School system spokesperson Brian Bassett said Wednesday that the school system dealt directly with Johns Hopkins Medicine to receive the additional doses. Other Maryland school systems have similar partnerships, such as Baltimore City, which is having 500 educators vaccinated a week by Johns Hopkins Medicine.

Earlier this week, Howard County Health Officer Dr. Maura Rossman expressed concern about the amount of vaccine the county was set to receive from the state this week. Rossman said the county’s health department was allotted 2,000 vaccines this week, down 66% percent from the previous week.

As vaccine distribution has steadily increased across the country, the Maryland Department of Health broadened the distribution of the Moderna and Pfizer-BioNTech vaccines to additional providers, including hospitals, retail pharmacies and large group practices like Kaiser Permanente. That means more doses overall for Howard countians but fewer doses for county health departments to distribute.

“When vaccines are being diverted to private-sector providers without an overarching strategy on prioritization or a clear picture of supply or distribution within our county, it becomes confusing for residents,” Howard County Executive Calvin Ball said Monday. “In Howard County, we created an operational infrastructure to support an increase and level number of doses. However, now that vaccine is going to private providers, less vaccine is coming directly to our [health department], creating confusion among our residents at a time when expectations related to vaccine supply are increasing.”

The race to get school system staff vaccinated was exacerbated in late January when the Howard County Board of Education unanimously approved a hybrid model with a phased-in reopening to begin March 1 and end April 12. The vote came less than a week after a surprise announcement from Gov. Larry Hogan that he would explore consequences for school systems that didn’t get students back in classrooms by March 1.

However, during a reopening school board work session, Rossman said it would be “impossible” for her to guarantee that all school system staff could receive both doses of the vaccine by March 1 — something many educators as well as the president of the county’s teachers union want.

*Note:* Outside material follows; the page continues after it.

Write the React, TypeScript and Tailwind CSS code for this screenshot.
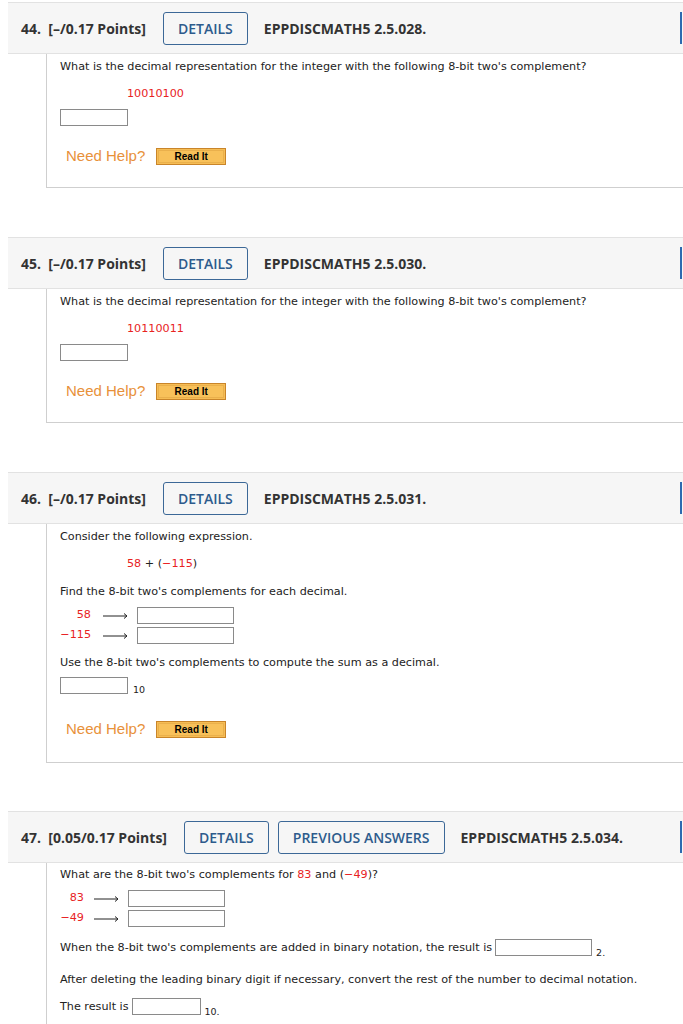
import React from "react";

const body = { fontFamily: '"DejaVu Sans", Verdana, sans-serif' };
const head = { fontFamily: '"Open Sans", Arial, sans-serif' };

function Header({ num, pts, buttons, code }: { num: string; pts: string; buttons: string[]; code: string }) {
  return (
    <div className="ml-[8px] w-[760px] h-[52px] bg-[#f6f6f6] border-y border-[#e2e2e2] flex items-center pl-[13px] text-[14px] font-bold text-[#333]" style={head}>
      <span className="whitespace-pre">{num}  {pts}</span>
      <div className="flex gap-[9px] ml-[17px]">
        {buttons.map((b) => (
          <div key={b} className="h-[33px] px-[14px] flex items-center border border-[#3c6897] rounded-[3px] text-[#2d5b8c] font-semibold">
            {b}
          </div>
        ))}
      </div>
      <span className="ml-[16px]">{code}</span>
      <div className="absolute left-[680px] h-[32px] w-[20px] border-l-2 border-[#2d6ab0]" />
    </div>
  );
}

function Box({ w = 68 }: { w?: number }) {
  return <span className="inline-block h-[17px] border border-[#8a8a8a] bg-white align-middle" style={{ width: w }} />;
}

function NeedHelp() {
  return (
    <div className="flex items-center gap-[11px] ml-[6px] h-[18px]" style={{ fontFamily: '"Liberation Sans", Arial, sans-serif' }}>
      <span className="text-[15px] leading-[18px] text-[#e8913a]">Need Help?</span>
      <div className="w-[70px] h-[17px] border border-[#c9852a] bg-[#f6bd55] flex items-center justify-center p-[1px]">
        <div className="w-full h-full border border-[#eab04c] bg-[#f8c15a] flex items-center justify-center text-[10px] font-bold text-black">Read It</div>
      </div>
    </div>
  );
}

function Arrow() {
  return (
    <svg width="25" height="8" viewBox="0 0 25 8" className="block">
      <line x1="0" y1="4" x2="24" y2="4" stroke="#222" strokeWidth="1" />
      <path d="M21 1.5 L24 4 L21 6.5" fill="none" stroke="#222" strokeWidth="1" />
    </svg>
  );
}

export default function App() {
  return (
    <div className="w-[683px] h-[1024px] overflow-hidden bg-white relative pt-[2px]" style={body}>
      {/* Q44 */}
      <div className="relative">
        <Header num="44." pts="[–/0.17 Points]" buttons={["DETAILS"]} code="EPPDISCMATH5 2.5.028." />
        <div className="ml-[46px] w-[700px] border-l border-b border-[#cfcfcf] pl-[13px] pt-[5px] pb-[22px] text-[11.2px] text-[#222]">
          <div className="h-[16px] leading-[16px]">What is the decimal representation for the integer with the following 8-bit two's complement?</div>
          <div className="mt-[11px] ml-[67px] text-[#e8231f] h-[16px] leading-[16px]">10010100</div>
          <div className="mt-[7px] h-[18px]"><Box /></div>
          <div className="mt-[20px]"><NeedHelp /></div>
        </div>
      </div>

      {/* Q45 */}
      <div className="relative mt-[49px]">
        <Header num="45." pts="[–/0.17 Points]" buttons={["DETAILS"]} code="EPPDISCMATH5 2.5.030." />
        <div className="ml-[46px] w-[700px] border-l border-b border-[#cfcfcf] pl-[13px] pt-[5px] pb-[22px] text-[11.2px] text-[#222]">
          <div className="h-[16px] leading-[16px]">What is the decimal representation for the integer with the following 8-bit two's complement?</div>
          <div className="mt-[11px] ml-[67px] text-[#e8231f] h-[16px] leading-[16px]">10110011</div>
          <div className="mt-[7px] h-[18px]"><Box /></div>
          <div className="mt-[20px]"><NeedHelp /></div>
        </div>
      </div>

      {/* Q46 */}
      <div className="relative mt-[49px]">
        <Header num="46." pts="[–/0.17 Points]" buttons={["DETAILS"]} code="EPPDISCMATH5 2.5.031." />
        <div className="ml-[46px] w-[700px] border-l border-b border-[#cfcfcf] pl-[13px] pt-[5px] pb-[24px] text-[11.2px] text-[#222]">
          <div className="h-[16px] leading-[16px]">Consider the following expression.</div>
          <div className="mt-[11px] ml-[67px] h-[16px] leading-[16px]">
            <span className="text-[#e8231f]">58</span> + (<span className="text-[#e8231f]">−115</span>)
          </div>
          <div className="mt-[12px] h-[16px] leading-[16px]">Find the 8-bit two's complements for each decimal.</div>
          <div className="mt-[7px] flex flex-col gap-[3px]">
            {["58", "−115"].map((n) => (
              <div key={n} className="flex items-center h-[17px]">
                <span className="w-[31px] text-right text-[#e8231f]">{n}</span>
                <span className="ml-[12px] w-[34px]"><Arrow /></span>
                <Box w={97} />
              </div>
            ))}
          </div>
          <div className="mt-[11px] h-[16px] leading-[16px]">Use the 8-bit two's complements to compute the sum as a decimal.</div>
          <div className="mt-[5px] flex items-end h-[18px]">
            <Box />
            <span className="ml-[5px] text-[9.5px] leading-[12px] relative top-[2px]">10</span>
          </div>
          <div className="mt-[26px]"><NeedHelp /></div>
        </div>
      </div>

      {/* Q47 */}
      <div className="relative mt-[48px]">
        <Header num="47." pts="[0.05/0.17 Points]" buttons={["DETAILS", "PREVIOUS ANSWERS"]} code="EPPDISCMATH5 2.5.034." />
        <div className="ml-[46px] w-[700px] border-l border-[#cfcfcf] pl-[13px] pt-[4px] pb-[24px] text-[11.2px] text-[#222]">
          <div className="h-[16px] leading-[16px]">
            What are the 8-bit two's complements for <span className="text-[#e8231f]">83</span> and (<span className="text-[#e8231f]">−49</span>)?
          </div>
          <div className="mt-[7px] flex flex-col gap-[3px]">
            {["83", "−49"].map((n) => (
              <div key={n} className="flex items-center h-[17px]">
                <span className="w-[24px] text-right text-[#e8231f]">{n}</span>
                <span className="ml-[10px] w-[34px]"><Arrow /></span>
                <Box w={97} />
              </div>
            ))}
          </div>
          <div className="mt-[12px] flex items-center h-[18px]">
            <span>When the 8-bit two's complements are added in binary notation, the result is</span>
            <span className="ml-[3px]"><Box w={97} /></span>
            <span className="ml-[4px] text-[9.5px] relative top-[5px]">2.</span>
          </div>
          <div className="mt-[15px] h-[16px] leading-[16px]">After deleting the leading binary digit if necessary, convert the rest of the number to decimal notation.</div>
          <div className="mt-[10px] flex items-center h-[18px]">
            <span>The result is</span>
            <span className="ml-[3px]"><Box w={69} /></span>
            <span className="ml-[4px] text-[9.5px] relative top-[5px]">10.</span>
          </div>
        </div>
      </div>
    </div>
  );
}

Then on Jan. 28 during a news conference, Martirano said that while he wants all of the approximately 10,000 school system staff to be vaccinated before returning, the current supply of vaccines will make that goal unlikely. He said educators receiving the vaccine before returning is not a “prerequisite” for a hybrid return. Centers for Disease Control and Prevention Director Dr. Rochelle Walensky issued the same sentiment Wednesday during a briefing.

“Vaccination of teachers is not a prerequisite for safe reopening of schools,” Walensky said.

As of Wednesday, 36,691 vaccines have been administered in Howard County, according to the Maryland Department of Health. That figure includes 30,157 first doses and 6,534 second doses.